Indeed, I was fascinated to learn that following the manifest failings of the Slovak Republic’s state healthcare system, a system that had all the historic failures of the UK’s NHS, citizens have now been given the opportunity to insure and self fund for key elements of their healthcare.

A law passed in early 2003 means that healthcare providers can now charge Sk 20 per doctor visit, Sk 20 per drug prescription, Sk 20 per kilometre travelled in an ambulance, and Sk 50 per day spent in hospital. While patients continue to receive some medications ‘free of charge’ – many can now be purchased privately.

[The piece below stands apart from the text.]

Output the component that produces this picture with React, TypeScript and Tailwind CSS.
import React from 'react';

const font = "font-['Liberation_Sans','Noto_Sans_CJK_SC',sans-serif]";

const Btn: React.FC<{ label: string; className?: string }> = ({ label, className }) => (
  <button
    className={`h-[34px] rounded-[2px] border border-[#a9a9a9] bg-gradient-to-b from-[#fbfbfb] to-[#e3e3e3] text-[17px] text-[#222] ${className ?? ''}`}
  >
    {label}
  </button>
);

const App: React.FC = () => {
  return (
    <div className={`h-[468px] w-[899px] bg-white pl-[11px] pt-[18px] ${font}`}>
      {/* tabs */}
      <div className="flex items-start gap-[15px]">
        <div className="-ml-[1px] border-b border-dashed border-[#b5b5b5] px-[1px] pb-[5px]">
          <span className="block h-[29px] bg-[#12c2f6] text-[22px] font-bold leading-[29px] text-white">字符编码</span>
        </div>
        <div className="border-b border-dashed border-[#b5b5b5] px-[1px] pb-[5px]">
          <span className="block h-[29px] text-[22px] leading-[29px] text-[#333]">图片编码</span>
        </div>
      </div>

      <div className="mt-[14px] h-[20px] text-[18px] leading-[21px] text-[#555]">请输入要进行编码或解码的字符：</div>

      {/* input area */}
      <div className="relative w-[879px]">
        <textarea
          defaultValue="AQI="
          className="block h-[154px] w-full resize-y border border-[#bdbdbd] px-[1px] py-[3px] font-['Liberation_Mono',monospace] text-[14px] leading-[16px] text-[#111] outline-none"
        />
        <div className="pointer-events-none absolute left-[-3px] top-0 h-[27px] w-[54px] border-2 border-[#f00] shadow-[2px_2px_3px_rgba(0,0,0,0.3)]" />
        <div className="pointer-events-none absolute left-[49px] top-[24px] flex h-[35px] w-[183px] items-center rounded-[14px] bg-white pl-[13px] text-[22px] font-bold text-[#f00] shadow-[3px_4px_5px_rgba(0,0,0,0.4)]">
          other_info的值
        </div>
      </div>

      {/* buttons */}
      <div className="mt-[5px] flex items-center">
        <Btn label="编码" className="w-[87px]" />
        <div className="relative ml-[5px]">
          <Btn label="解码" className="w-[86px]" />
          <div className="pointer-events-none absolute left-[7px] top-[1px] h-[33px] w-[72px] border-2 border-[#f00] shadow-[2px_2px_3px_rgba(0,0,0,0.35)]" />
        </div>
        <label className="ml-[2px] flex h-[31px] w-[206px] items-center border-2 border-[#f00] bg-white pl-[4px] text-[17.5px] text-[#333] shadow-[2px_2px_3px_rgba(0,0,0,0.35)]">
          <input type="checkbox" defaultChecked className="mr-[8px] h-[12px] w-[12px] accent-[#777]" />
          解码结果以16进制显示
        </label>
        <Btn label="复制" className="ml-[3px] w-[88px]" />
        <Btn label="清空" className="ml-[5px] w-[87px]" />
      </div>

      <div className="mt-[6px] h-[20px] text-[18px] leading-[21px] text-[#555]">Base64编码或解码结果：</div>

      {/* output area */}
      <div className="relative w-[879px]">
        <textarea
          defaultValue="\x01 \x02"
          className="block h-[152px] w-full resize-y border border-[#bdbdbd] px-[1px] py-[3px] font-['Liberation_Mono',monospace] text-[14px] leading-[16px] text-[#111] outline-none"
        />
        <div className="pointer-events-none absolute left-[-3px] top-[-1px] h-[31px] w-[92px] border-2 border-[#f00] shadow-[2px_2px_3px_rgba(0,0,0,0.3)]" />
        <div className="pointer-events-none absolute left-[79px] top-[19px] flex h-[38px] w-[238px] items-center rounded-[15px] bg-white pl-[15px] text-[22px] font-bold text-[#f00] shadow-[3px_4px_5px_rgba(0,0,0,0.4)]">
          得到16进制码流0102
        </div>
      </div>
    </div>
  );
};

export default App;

While Slovakia has more than a hundred hospitals and mental health centres I found it nevertheless unfortunate that private companies are still precluded from obtaining a majority stake in larger hospitals. As a consequence the private sector in provision is unnecessarily limited – for the time being at least – to primary care and the smaller hospitals.

 

The great thing about Slovakia is that having introduced a range of radical market reforms across several areas of activity – of which healthcare is simply one – the economy is now set to grow at more than 8 per cent a year. Having introduced a highly competitive flat tax regime of just 19 per cent, the country looks to be well on the road to prosperity.

Unlike many state health systems in Western Europe (the UK, Spain and Italy), Slovakia looks as if it is well on the road to developing a sustainable health market that is rooted in the principles of consumer led quality.